The winning image for the ‘Population Ecology’ category was also submitted by Roberto García-Roa. Roberto said: “Thousands of soldier termites are able to migrate in a complex social environment where each individual has its own mission framed altogether in a global objective: the survivorship and reproduction of the colony. In this case, these termites used meters of an abandoned rope to move across the Malaysian forest. Once humans disappear, nature recovers its space and uses what is needed to survive.”

Human Evolution and Ecology

Our winner in this category entitled “Learning to Be Human” was captured by Roberto García-Roa. Primates can be useful models to study the evolution of human locomotion. To caption this winning image, Roberto García-Roa’s writes, “To understand our present and predict our future, humans aim to gain enough knowledge to fill the gap of our past. Bipedalism, for example, is probably one of the most critical steps in our evolutionary history. How did it happen? With just a few seconds to capture this scene in France, I was allowed to photograph how a baboon Papio learnt to walk on two legs in a project that aims to investigate how bipedalism evolved in hominids.”
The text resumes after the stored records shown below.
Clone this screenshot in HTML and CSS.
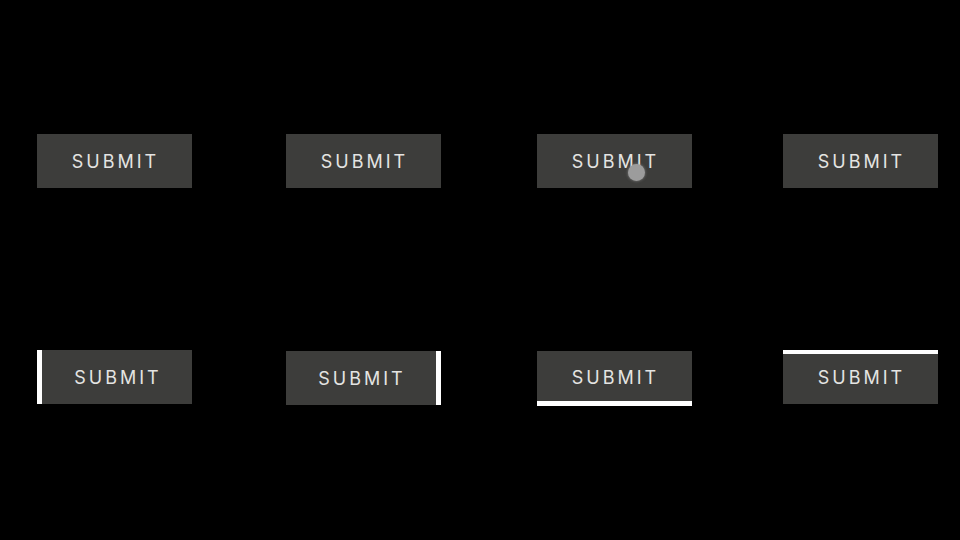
FILE: index.html
```html
<!DOCTYPE html>
<html lang="en">
<head>
    <meta charset="UTF-8">
    <title>Submit buttons</title>
    <link rel="stylesheet" href="styles.css">
</head>
<body>
    <div class="grid">
        <button class="btn">SUBMIT</button>
        <button class="btn">SUBMIT</button>
        <button class="btn btn-click">SUBMIT<span class="cursor"></span></button>
        <button class="btn">SUBMIT</button>

        <button class="btn line-left">SUBMIT</button>
        <button class="btn line-right">SUBMIT</button>
        <button class="btn line-bottom">SUBMIT</button>
        <button class="btn line-top">SUBMIT</button>
    </div>
</body>
</html>
```

FILE: styles.css
```css
body {
    margin: 0;
    background-color: #000;
    font-family: Inter, "Liberation Sans", sans-serif;
}
.grid {
    display: grid;
    grid-template-columns: 249px 251px 246px 155px;
    row-gap: 161px;
    padding: 134px 0 0 37px;
}
.btn {
    position: relative;
    width: 155px;
    height: 54px;
    box-sizing: border-box;
    padding: 0 0 0 2px;
    background-color: #3d3d3b;
    color: #e4e4e2;
    border: none;
    font-family: inherit;
    font-size: 18px;
    letter-spacing: 3px;
    cursor: pointer;
}
.line-left {
    margin-top: 1px;
    border-left: 5px solid #fff;
    padding-left: 2px;
}
.line-right {
    margin-top: 2px;
    border-right: 5px solid #fff;
}
.line-bottom {
    margin-top: 2px;
    height: 55px;
    border-bottom: 5px solid #fff;
    padding-top: 2px;
}
.line-top {
    margin-top: 1px;
    border-top: 4px solid #fff;
    padding-bottom: 4px;
}
.cursor {
    position: absolute;
    left: 91px;
    top: 30px;
    width: 17px;
    height: 17px;
    border-radius: 50%;
    background-color: #9c9c9c;
    box-shadow: 0 0 3px rgba(180,180,180,0.6);
}
```
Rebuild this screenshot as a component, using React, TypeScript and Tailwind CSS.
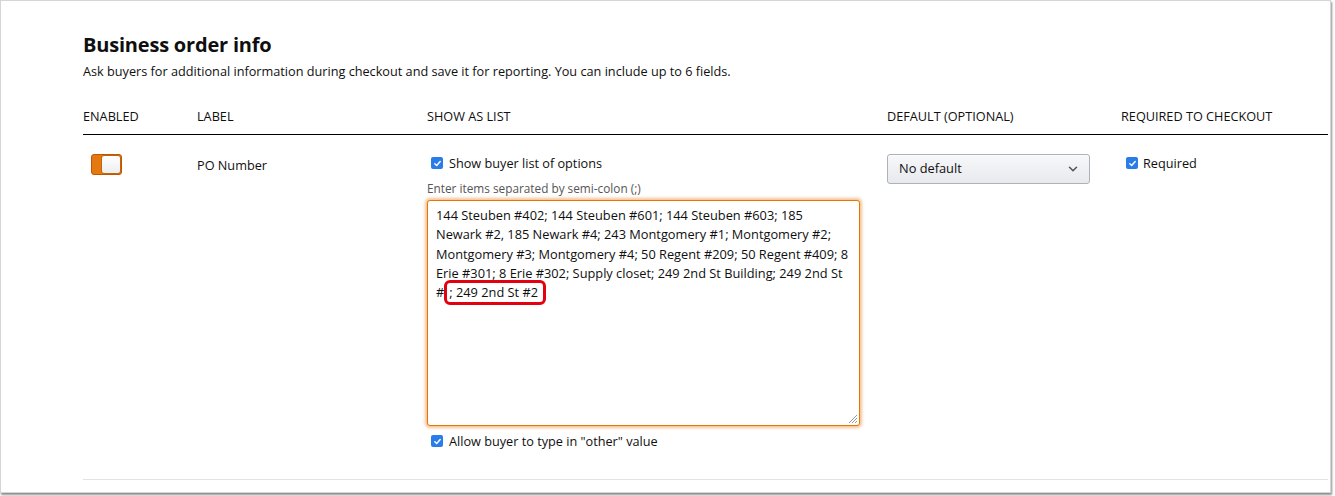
import { ChevronDown } from 'lucide-react';

const font = { fontFamily: '"Open Sans", "Noto Sans", sans-serif' };

function Check() {
  return (
    <span className="flex h-[12px] w-[12px] shrink-0 items-center justify-center rounded-[2px] bg-[#2a7ce8]">
      <svg width="9" height="9" viewBox="0 0 10 10" fill="none" aria-hidden>
        <path d="M2 5.2 4.1 7.3 8 2.8" stroke="#fff" strokeWidth="1.6" strokeLinecap="round" strokeLinejoin="round" />
      </svg>
    </span>
  );
}

function Toggle() {
  return (
    <div className="flex h-[21px] w-[31px] justify-end rounded-[3px] border border-[#c45500] bg-[#e47911]">
      <div className="h-full w-[20px] rounded-[3px] border border-[#c0670a] bg-gradient-to-b from-white to-[#eceef1]" />
    </div>
  );
}

const lines = [
  '144 Steuben #402; 144 Steuben #601; 144 Steuben #603; 185',
  'Newark #2, 185 Newark #4; 243 Montgomery #1; Montgomery #2;',
  'Montgomery #3; Montgomery #4; 50 Regent #209; 50 Regent #409; 8',
  'Erie #301; 8 Erie #302; Supply closet; 249 2nd St Building; 249 2nd St',
];

export default function App() {
  return (
    <div className="h-[496px] w-full bg-white text-[#0f0f0f]" style={font}>
      <div className="h-[493px] w-[1331px] border border-[#d5d5d5] bg-white pl-[82px] pr-[2px] pt-[30px] shadow-[1px_2px_2px_rgba(0,0,0,0.45)]">
        <h1 className="text-[20px] font-bold leading-[28px] tracking-[-0.2px]">Business order info</h1>
        <p className="mt-[3px] text-[12.7px] leading-[18px]">
          Ask buyers for additional information during checkout and save it for reporting. You can include up to 6 fields.
        </p>

        <div className="mt-[27px] grid grid-cols-[114px_230px_460px_234px_1fr] border-b border-black pb-[9px] text-[12.7px] leading-[18px]">
          <div>ENABLED</div>
          <div>LABEL</div>
          <div>SHOW AS LIST</div>
          <div>DEFAULT (OPTIONAL)</div>
          <div>REQUIRED TO CHECKOUT</div>
        </div>

        <div className="grid grid-cols-[114px_230px_460px_234px_1fr] border-b border-[#e3e3e3] pb-[29px] pt-[19px] text-[12.7px]">
          <div className="pl-[8px]">
            <Toggle />
          </div>
          <div className="pt-[2px] leading-[18px]">PO Number</div>
          <div>
            <label className="flex items-center gap-[6px] pl-[4px] leading-[18px]">
              <Check />
              Show buyer list of options
            </label>
            <div className="mt-[9px] text-[11.8px] leading-[14px] text-[#555]">Enter items separated by semi-colon (;)</div>
            <div className="relative mt-[5px] h-[226px] w-[433px] rounded-[3px] border border-[#e77600] bg-white px-[8px] pt-[5px] text-[12.8px] leading-[19.3px] shadow-[0_0_3px_2px_rgba(228,121,17,0.45)]">
              {lines.map((l) => (
                <div key={l} className="whitespace-nowrap">
                  {l}
                </div>
              ))}
              <div className="whitespace-nowrap">
                #
                <span className="relative pl-[5px] pr-[8px]">
                  ; 249 2nd St #2
                  <span className="absolute -bottom-[4px] -top-[3px] left-0 right-0 rounded-[6px] border-[3px] border-[#e3000f]" />
                </span>
              </div>
              <svg className="absolute bottom-[1px] right-[1px]" width="11" height="11" viewBox="0 0 11 11" aria-hidden>
                <path d="M10 2 2 10M10 5 5 10M10 8 8 10" stroke="#999" strokeWidth="1" />
              </svg>
            </div>
            <label className="mt-[6px] flex items-center gap-[6px] pl-[4px] leading-[18px]">
              <Check />
              Allow buyer to type in "other" value
            </label>
          </div>
          <div>
            <div className="flex h-[30px] w-[203px] items-center justify-between rounded-[3px] border border-[#adb1b8] bg-gradient-to-b from-[#f7f8fa] to-[#e7e9ec] pl-[11px] pr-[9px] text-[12.8px] shadow-[0_1px_0_rgba(255,255,255,0.6)_inset]">
              <span>No default</span>
              <ChevronDown size={14} strokeWidth={2.6} color="#555" />
            </div>
          </div>
          <div>
            <label className="flex items-center gap-[5px] pl-[5px] leading-[18px]">
              <Check />
              Required
            </label>
          </div>
        </div>
      </div>
    </div>
  );
}
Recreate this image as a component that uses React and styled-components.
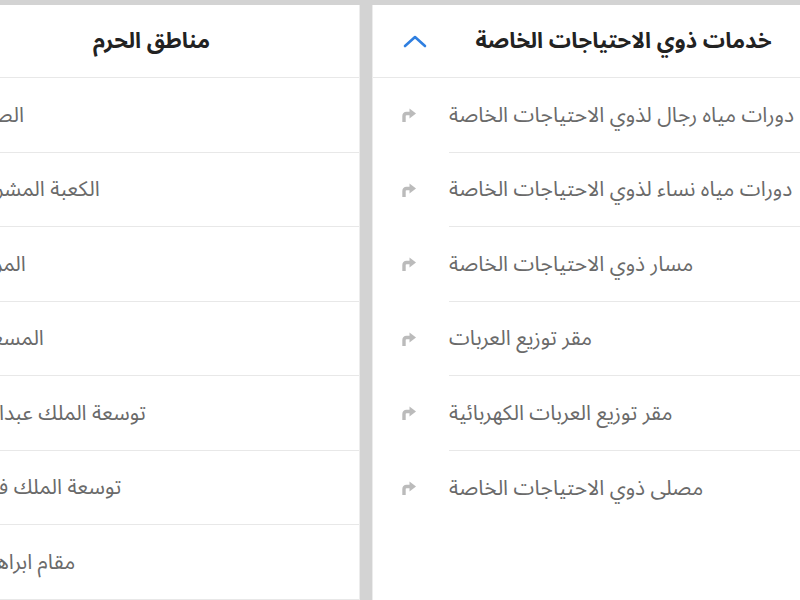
import React from 'react'
import styled, { createGlobalStyle } from 'styled-components'

const GlobalStyle = createGlobalStyle`
  html, body {
    margin: 0;
    padding: 0;
    background: #d3d3d3;
    overflow: hidden;
  }
  * {
    box-sizing: border-box;
  }
`

const sections = [
  {
    title: 'مناطق الحرم',
    closed: true,
    items: [
      'الصفا',
      'الكعبة المشرفة',
      'المروة',
      'المسعى',
      'توسعة الملك عبدالله',
      'توسعة الملك فهد',
      'مقام ابراهيم',
      'حجر اسماعيل'
    ]
  },
  {
    title: 'خدمات ذوي الاحتياجات الخاصة',
    items: [
      'دورات مياه رجال لذوي الاحتياجات الخاصة',
      'دورات مياه نساء لذوي الاحتياجات الخاصة',
      'مسار ذوي الاحتياجات الخاصة',
      'مقر توزيع العربات',
      'مقر توزيع العربات الكهربائية',
      'مصلى ذوي الاحتياجات الخاصة'
    ]
  }
]

const Chevron = () => (
  <svg width="24" height="14" viewBox="0 0 24 14">
    <path
      d="M2 12 L12 3 L22 12"
      fill="none"
      stroke="#2f7fe0"
      strokeWidth="2.6"
      strokeLinecap="round"
      strokeLinejoin="round"
    />
  </svg>
)

const ShareIcon = () => (
  <svg width="15" height="14" viewBox="0 0 15 14">
    <path
      d="M3 14 V8 Q3 5.5 5.5 5.5 H9.5"
      fill="none"
      stroke="#bbb"
      strokeWidth="3.4"
    />
    <path d="M8.5 0.5 L15 5.5 L8.5 10.5 Z" fill="#bbb" />
  </svg>
)

const Section = ({ title, items, closed }) => (
  <Panel>
    <Header>
      <ToggleCell>
        <Chevron />
      </ToggleCell>
      <Title dir="rtl">{title}</Title>
    </Header>
    <List $closed={closed}>
      {items.map(item => (
        <Row key={item}>
          <IconCell>
            <ShareIcon />
          </IconCell>
          <Body>
            <Label dir="rtl">{item}</Label>
          </Body>
        </Row>
      ))}
    </List>
  </Panel>
)

const App = () => (
  <>
    <GlobalStyle />
    <Viewport>
      <Track>
        {sections.map(s => (
          <Section key={s.title} {...s} />
        ))}
      </Track>
    </Viewport>
  </>
)

export default App

const Viewport = styled.div`
  width: 800px;
  height: 600px;
  overflow: hidden;
  background: #d3d3d3;
  padding-top: 5px;
  font-family: 'Noto Sans Arabic', 'DejaVu Sans', sans-serif;
`

const Track = styled.div`
  display: flex;
  gap: 12px;
  height: 100%;
  margin-left: -100px;
`

const Panel = styled.section`
  flex: 0 0 460px;
  height: 100%;
  background: #fff;
  border-left: 1px solid #ececec;
  border-right: 1px solid #ececec;
  overflow: hidden;
`

const Header = styled.header`
  display: flex;
  align-items: center;
  height: 73px;
  padding: 0 33px 0 28px;
  border-bottom: 1px solid #e8e8e8;
`

const ToggleCell = styled.div`
  flex: 0 0 48px;
  display: flex;
  align-items: center;
  padding-left: 2px;
`

const Title = styled.h2`
  flex: 1;
  margin: 0;
  text-align: center;
  white-space: nowrap;
  font-size: 22px;
  font-weight: 700;
  color: #222;
`

const List = styled.ul`
  list-style: none;
  margin: 0;
  padding: 0;

  li:last-child > div:last-child {
    border-bottom: ${p => (p.$closed ? '1px solid #e8e8e8' : 'none')};
  }
`

const Row = styled.li`
  display: flex;
  height: 74.5px;
  padding-left: 28px;
`

const IconCell = styled.div`
  flex: 0 0 48px;
  display: flex;
  align-items: center;
`

const Body = styled.div`
  flex: 1;
  display: flex;
  align-items: center;
  border-bottom: 1px solid #e8e8e8;
  min-width: 0;
`

const Label = styled.span`
  white-space: nowrap;
  font-size: 21px;
  color: #6a6a6a;
`
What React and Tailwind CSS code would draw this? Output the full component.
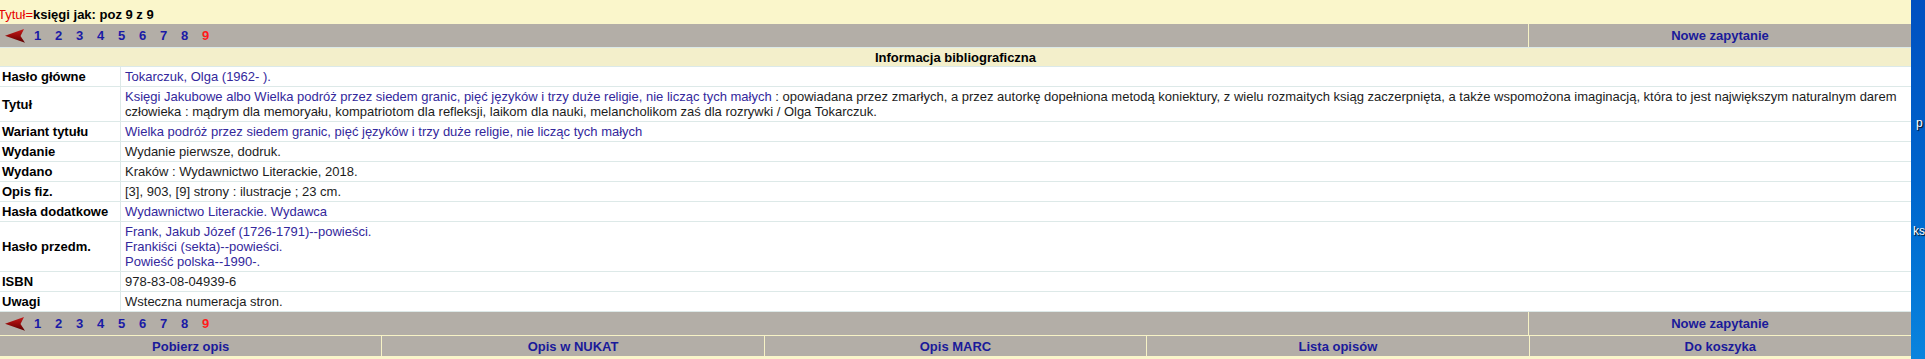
import React from "react";

const link = "text-[#33289c]";

const Arrow = () => (
  <svg width="20" height="14" viewBox="0 0 20 14" className="shrink-0">
    <defs>
      <linearGradient id="arrowFill" x1="0" y1="0" x2="0" y2="1">
        <stop offset="0" stopColor="#c81c1c" />
        <stop offset="0.5" stopColor="#960a0a" />
        <stop offset="1" stopColor="#5a0000" />
      </linearGradient>
    </defs>
    <polygon points="0,6.8 19,0 15.5,7 20,13.8" fill="url(#arrowFill)" />
  </svg>
);

const Pager = () => (
  <div className="grid grid-cols-[1528px_1fr] gap-x-px bg-[#f7f3c6] h-[23px]">
    <div className="bg-[#b3aea7] flex items-center pl-[5px]">
      <Arrow />
      <div className="flex ml-[9px] font-bold">
        {[1, 2, 3, 4, 5, 6, 7, 8].map((n) => (
          <span key={n} className="w-[21px] text-[#1a1aa6]">
            {n}
          </span>
        ))}
        <span className="text-[#ff1a1a]">9</span>
      </div>
    </div>
    <div className="bg-[#b3aea7] flex items-center justify-center font-bold text-[#1a1a9a]">
      Nowe zapytanie
    </div>
  </div>
);

const rows = [
  { label: "Hasło główne", value: <span className={link}>Tokarczuk, Olga (1962- ).</span> },
  {
    label: "Tytuł",
    value: (
      <>
        <span className={link}>
          Księgi Jakubowe albo Wielka podróż przez siedem granic, pięć języków i trzy duże religie, nie licząc tych małych
        </span>{" "}
        : opowiadana przez zmarłych, a przez autorkę dopełniona metodą koniektury, z wielu rozmaitych ksiąg zaczerpnięta, a także wspomożona imaginacją, która to jest największym naturalnym darem człowieka : mądrym dla memoryału, kompatriotom dla refleksji, laikom dla nauki, melancholikom zaś dla rozrywki / Olga Tokarczuk.
      </>
    ),
  },
  {
    label: "Wariant tytułu",
    value: (
      <span className={link}>
        Wielka podróż przez siedem granic, pięć języków i trzy duże religie, nie licząc tych małych
      </span>
    ),
  },
  { label: "Wydanie", value: "Wydanie pierwsze, dodruk." },
  { label: "Wydano", value: "Kraków : Wydawnictwo Literackie, 2018." },
  { label: "Opis fiz.", value: "[3], 903, [9] strony : ilustracje ; 23 cm." },
  { label: "Hasła dodatkowe", value: <span className={link}>Wydawnictwo Literackie. Wydawca</span> },
  {
    label: "Hasło przedm.",
    value: (
      <div className={`flex flex-col ${link}`}>
        <span>Frank, Jakub Józef (1726-1791)--powieści.</span>
        <span>Frankiści (sekta)--powieści.</span>
        <span>Powieść polska--1990-.</span>
      </div>
    ),
  },
  { label: "ISBN", value: "978-83-08-04939-6" },
  { label: "Uwagi", value: "Wsteczna numeracja stron." },
];

const buttons = ["Pobierz opis", "Opis w NUKAT", "Opis MARC", "Lista opisów", "Do koszyka"];

const App = () => {
  return (
    <div className="flex w-[1925px] h-[359px] overflow-hidden font-['Liberation_Sans',Arial,sans-serif] text-[13px] leading-[15px]">
      <div className="w-[1911px] bg-[#faf6cb] flex flex-col">
        <div className="h-[24px] pt-[7px] ml-[-2px]">
          <span className="text-[#e60000]">Tytuł=</span>
          <span className="font-bold text-black">księgi jak: poz 9 z 9</span>
        </div>

        <Pager />

        <div className="h-[20px] border-y border-[#dbe9e9] bg-[#f3efcb] flex items-center justify-center font-bold text-black">
          Informacja bibliograficzna
        </div>

        <div className="grid grid-cols-[120px_1fr] gap-px bg-[#dde9e8] border-b border-[#dde9e8]">
          {rows.map((r) => (
            <React.Fragment key={r.label}>
              <div className="bg-white pl-[2px] py-[2px] flex items-center font-bold text-black">{r.label}</div>
              <div className="bg-white pl-[4px] pr-[4px] py-[2px] text-[#1c1c1c]">{r.value}</div>
            </React.Fragment>
          ))}
        </div>

        <Pager />

        <div className="grid grid-cols-5 gap-x-px bg-[#f7f3c6] pt-px">
          {buttons.map((b) => (
            <div key={b} className="bg-[#b3aea7] h-[20px] flex items-center justify-center font-bold text-[#1a1a9a]">
              {b}
            </div>
          ))}
        </div>
      </div>

      <div className="w-[14px] h-[359px] bg-linear-to-b from-[#0050c0] via-[#0064cc] to-[#0a84de] flex flex-col text-white text-[12px] leading-[14px] [text-shadow:1px_1px_1px_#000]">
        <span className="pl-[5px] mt-[116px]">p</span>
        <span className="pl-[2px] mt-[94px] whitespace-nowrap">ks</span>
      </div>
    </div>
  );
};

export default App;
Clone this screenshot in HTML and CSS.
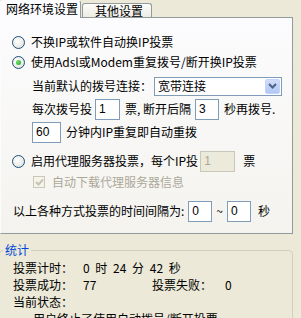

Ecological Developmental Biology

Our winner in this category was an entry by Chey Chapman, a PhD student studying the mechanisms underlying zebrafish tissue regeneration at the Royal Veterinary College, the University of London. Mammals cannot repair severe damage to tissues – a severed limb does not grow back. However, zebrafish have a spectacular ability to regenerate various tissues after traumatic injury. Chey tells us that “This image shows the blood vessels in a regenerated zebrafish tail fin two weeks after clipping at the horizontal white line. Whether regeneration is a primitive or adaptive trait to environmental conditions is the subject of much debate, and the mechanisms underlying the regeneration process are not yet fully understood. Transgenic zebrafish, such as the line used to generate this image, are an important tool to help us better understand why some animals have the power of regeneration by allowing the visualization of certain cell types labelled by fluorescent reporters.”

Editor’s Pick

The Editor’s pick titled ‘Eerie Stalker’ by Dimitri Ouboter from the Institute for Neotropical Wildlife and Environmental Studies, Suriname captures a Giant Gladiator Frog seconds before escaping from an attempted snake attack. Giant Gladiator Frogs have been previously observed escaping from the jaws of snakes by emitting distress calls, jumping and inflating their lungs, making it harder for small snakes to hold on to them.

Many congratulations to all of our winners! Their images have been released under a Creative Commons Attribution License ( CC BY ), so everyone is welcome and encouraged to share them freely, as long as you clearly attribute the image author.